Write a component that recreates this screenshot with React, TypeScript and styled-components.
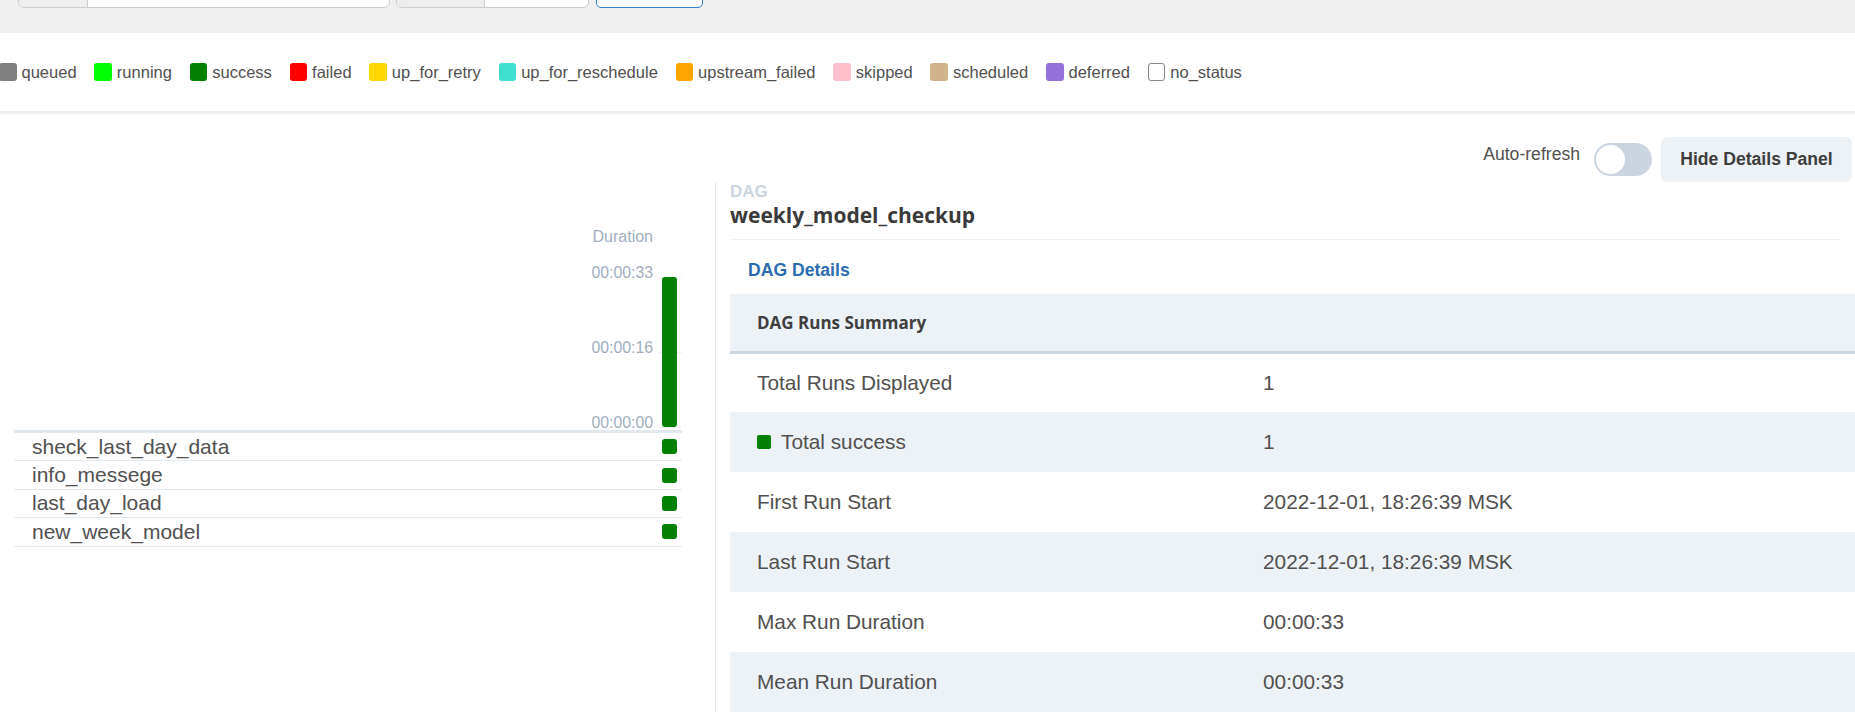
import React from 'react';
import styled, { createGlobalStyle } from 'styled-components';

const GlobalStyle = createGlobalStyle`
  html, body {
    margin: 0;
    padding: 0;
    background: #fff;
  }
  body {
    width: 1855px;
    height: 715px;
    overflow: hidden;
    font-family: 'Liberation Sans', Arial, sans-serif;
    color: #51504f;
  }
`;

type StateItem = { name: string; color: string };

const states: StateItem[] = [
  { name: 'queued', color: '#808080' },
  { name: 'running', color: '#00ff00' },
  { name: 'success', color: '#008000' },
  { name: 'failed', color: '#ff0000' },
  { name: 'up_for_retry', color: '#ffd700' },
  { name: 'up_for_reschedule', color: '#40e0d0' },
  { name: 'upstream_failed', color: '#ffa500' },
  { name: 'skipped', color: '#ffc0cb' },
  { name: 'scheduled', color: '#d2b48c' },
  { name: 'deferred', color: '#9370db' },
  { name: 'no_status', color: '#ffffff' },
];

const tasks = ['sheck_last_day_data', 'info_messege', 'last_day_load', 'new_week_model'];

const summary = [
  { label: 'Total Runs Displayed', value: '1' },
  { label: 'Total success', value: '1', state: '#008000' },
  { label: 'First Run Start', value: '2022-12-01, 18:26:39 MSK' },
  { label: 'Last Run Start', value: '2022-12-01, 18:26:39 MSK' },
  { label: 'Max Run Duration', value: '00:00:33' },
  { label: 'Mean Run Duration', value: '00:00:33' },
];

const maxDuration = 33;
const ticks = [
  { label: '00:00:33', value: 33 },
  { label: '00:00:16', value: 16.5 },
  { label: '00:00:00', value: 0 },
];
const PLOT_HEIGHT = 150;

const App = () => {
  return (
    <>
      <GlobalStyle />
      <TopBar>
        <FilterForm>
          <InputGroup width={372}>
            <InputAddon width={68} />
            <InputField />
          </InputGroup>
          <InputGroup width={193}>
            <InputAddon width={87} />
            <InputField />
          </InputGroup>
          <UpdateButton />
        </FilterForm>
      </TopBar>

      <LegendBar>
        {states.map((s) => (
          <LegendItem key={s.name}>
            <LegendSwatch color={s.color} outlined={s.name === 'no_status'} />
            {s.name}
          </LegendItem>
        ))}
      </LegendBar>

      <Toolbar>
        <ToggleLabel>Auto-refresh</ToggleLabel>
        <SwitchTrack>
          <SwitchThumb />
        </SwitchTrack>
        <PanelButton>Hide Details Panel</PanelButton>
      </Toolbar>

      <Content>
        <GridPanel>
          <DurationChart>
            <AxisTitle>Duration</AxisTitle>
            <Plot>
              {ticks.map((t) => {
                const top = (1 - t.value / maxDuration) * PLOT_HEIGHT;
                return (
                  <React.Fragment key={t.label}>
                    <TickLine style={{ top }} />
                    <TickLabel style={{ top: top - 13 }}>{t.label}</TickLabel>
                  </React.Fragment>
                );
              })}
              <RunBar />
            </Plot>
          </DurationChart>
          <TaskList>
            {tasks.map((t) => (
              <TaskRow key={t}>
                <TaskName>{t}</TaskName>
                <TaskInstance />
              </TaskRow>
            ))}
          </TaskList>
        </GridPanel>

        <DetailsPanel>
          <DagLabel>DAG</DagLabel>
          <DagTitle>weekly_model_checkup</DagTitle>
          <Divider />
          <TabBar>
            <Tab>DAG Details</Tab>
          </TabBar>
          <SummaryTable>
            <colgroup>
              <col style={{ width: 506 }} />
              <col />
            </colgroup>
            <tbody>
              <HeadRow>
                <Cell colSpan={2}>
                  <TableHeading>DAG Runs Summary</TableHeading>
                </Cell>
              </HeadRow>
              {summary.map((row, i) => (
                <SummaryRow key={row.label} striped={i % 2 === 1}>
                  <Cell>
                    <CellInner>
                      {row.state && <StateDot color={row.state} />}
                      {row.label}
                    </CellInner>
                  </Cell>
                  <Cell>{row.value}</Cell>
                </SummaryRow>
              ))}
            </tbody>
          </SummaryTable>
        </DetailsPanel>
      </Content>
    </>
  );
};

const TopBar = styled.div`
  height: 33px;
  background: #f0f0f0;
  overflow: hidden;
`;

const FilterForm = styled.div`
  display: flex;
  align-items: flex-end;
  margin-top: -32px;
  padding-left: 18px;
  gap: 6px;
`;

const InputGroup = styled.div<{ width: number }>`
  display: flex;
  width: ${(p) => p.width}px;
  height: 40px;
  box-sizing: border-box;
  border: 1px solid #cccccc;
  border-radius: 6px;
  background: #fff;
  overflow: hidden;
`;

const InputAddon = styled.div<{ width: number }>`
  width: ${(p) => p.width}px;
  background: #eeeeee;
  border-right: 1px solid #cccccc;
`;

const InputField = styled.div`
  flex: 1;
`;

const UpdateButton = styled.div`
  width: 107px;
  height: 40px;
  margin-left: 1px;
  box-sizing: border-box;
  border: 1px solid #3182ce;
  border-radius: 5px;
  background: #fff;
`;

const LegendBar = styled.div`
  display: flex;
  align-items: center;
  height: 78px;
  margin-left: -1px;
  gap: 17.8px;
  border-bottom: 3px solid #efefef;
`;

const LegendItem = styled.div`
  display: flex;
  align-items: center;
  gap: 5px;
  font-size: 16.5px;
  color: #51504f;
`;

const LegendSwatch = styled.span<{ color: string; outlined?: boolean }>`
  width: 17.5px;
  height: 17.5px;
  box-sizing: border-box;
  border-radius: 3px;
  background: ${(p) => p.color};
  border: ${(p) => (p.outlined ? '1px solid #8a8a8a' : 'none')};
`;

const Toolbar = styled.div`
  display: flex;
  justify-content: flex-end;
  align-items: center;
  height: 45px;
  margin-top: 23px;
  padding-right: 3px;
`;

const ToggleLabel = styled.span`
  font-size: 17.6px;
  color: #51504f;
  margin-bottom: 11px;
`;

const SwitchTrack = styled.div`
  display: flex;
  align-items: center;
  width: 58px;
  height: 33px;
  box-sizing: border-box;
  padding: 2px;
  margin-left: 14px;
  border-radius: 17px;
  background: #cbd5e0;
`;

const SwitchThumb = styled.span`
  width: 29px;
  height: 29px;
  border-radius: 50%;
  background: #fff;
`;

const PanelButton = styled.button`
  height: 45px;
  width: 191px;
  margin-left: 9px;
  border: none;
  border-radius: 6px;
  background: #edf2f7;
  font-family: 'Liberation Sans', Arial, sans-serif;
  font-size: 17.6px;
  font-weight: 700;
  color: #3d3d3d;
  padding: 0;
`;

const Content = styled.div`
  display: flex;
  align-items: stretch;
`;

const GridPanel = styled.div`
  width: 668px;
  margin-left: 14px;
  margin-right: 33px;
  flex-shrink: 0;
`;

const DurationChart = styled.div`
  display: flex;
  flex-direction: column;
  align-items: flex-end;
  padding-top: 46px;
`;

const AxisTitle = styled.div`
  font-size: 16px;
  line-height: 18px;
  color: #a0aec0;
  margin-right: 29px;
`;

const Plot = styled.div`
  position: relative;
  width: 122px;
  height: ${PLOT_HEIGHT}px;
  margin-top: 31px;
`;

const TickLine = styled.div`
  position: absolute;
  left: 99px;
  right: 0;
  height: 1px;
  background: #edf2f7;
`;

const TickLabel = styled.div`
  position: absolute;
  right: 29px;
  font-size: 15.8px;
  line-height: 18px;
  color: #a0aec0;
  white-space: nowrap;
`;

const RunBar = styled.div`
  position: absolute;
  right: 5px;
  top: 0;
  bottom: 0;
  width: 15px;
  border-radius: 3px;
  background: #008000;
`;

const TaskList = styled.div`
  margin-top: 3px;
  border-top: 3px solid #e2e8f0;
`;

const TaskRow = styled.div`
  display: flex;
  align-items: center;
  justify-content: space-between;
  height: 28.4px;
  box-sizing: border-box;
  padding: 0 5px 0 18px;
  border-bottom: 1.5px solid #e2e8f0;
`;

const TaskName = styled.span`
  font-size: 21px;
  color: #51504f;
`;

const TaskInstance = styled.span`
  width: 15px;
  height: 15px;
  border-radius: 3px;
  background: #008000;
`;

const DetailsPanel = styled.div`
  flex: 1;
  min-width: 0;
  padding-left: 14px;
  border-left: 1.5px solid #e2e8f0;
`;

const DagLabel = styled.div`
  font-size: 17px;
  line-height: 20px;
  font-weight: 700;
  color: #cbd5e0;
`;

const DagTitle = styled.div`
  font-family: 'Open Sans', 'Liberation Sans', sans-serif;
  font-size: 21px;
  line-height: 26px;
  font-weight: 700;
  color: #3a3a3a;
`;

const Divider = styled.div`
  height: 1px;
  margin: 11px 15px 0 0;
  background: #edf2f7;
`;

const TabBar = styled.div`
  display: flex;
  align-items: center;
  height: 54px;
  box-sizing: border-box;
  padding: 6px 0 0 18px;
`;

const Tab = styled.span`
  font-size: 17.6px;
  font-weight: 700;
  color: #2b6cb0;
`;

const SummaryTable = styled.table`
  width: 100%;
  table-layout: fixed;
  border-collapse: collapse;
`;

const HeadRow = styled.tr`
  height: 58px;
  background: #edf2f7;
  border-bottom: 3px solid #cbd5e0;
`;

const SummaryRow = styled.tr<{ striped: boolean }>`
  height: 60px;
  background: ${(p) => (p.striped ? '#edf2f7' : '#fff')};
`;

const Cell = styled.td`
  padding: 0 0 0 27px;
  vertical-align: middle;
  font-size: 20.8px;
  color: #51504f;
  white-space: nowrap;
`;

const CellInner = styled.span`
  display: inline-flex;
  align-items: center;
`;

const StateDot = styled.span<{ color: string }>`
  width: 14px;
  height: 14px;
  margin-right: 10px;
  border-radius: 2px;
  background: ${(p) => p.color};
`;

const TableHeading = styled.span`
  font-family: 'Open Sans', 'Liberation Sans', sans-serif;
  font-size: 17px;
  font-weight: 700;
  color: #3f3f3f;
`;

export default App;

:: WORK TO BE COMPLETED ::
Repeat only the lines between the start of the data and the line with "const PLOT_HEIGHT = 150;", including those two lines, and skip the pictures.

:: COMPLETED EXERCISE ::
Write a component that recreates this screenshot with React, TypeScript and styled-components.
import React from 'react';
import styled, { createGlobalStyle } from 'styled-components';

const GlobalStyle = createGlobalStyle`
  html, body {
    margin: 0;
    padding: 0;
    background: #fff;
  }
  body {
    width: 1855px;
    height: 715px;
    overflow: hidden;
    font-family: 'Liberation Sans', Arial, sans-serif;
    color: #51504f;
  }
`;

type StateItem = { name: string; color: string };

const states: StateItem[] = [
  { name: 'queued', color: '#808080' },
  { name: 'running', color: '#00ff00' },
  { name: 'success', color: '#008000' },
  { name: 'failed', color: '#ff0000' },
  { name: 'up_for_retry', color: '#ffd700' },
  { name: 'up_for_reschedule', color: '#40e0d0' },
  { name: 'upstream_failed', color: '#ffa500' },
  { name: 'skipped', color: '#ffc0cb' },
  { name: 'scheduled', color: '#d2b48c' },
  { name: 'deferred', color: '#9370db' },
  { name: 'no_status', color: '#ffffff' },
];

const tasks = ['sheck_last_day_data', 'info_messege', 'last_day_load', 'new_week_model'];

const summary = [
  { label: 'Total Runs Displayed', value: '1' },
  { label: 'Total success', value: '1', state: '#008000' },
  { label: 'First Run Start', value: '2022-12-01, 18:26:39 MSK' },
  { label: 'Last Run Start', value: '2022-12-01, 18:26:39 MSK' },
  { label: 'Max Run Duration', value: '00:00:33' },
  { label: 'Mean Run Duration', value: '00:00:33' },
];

const maxDuration = 33;
const ticks = [
  { label: '00:00:33', value: 33 },
  { label: '00:00:16', value: 16.5 },
  { label: '00:00:00', value: 0 },
];
const PLOT_HEIGHT = 150;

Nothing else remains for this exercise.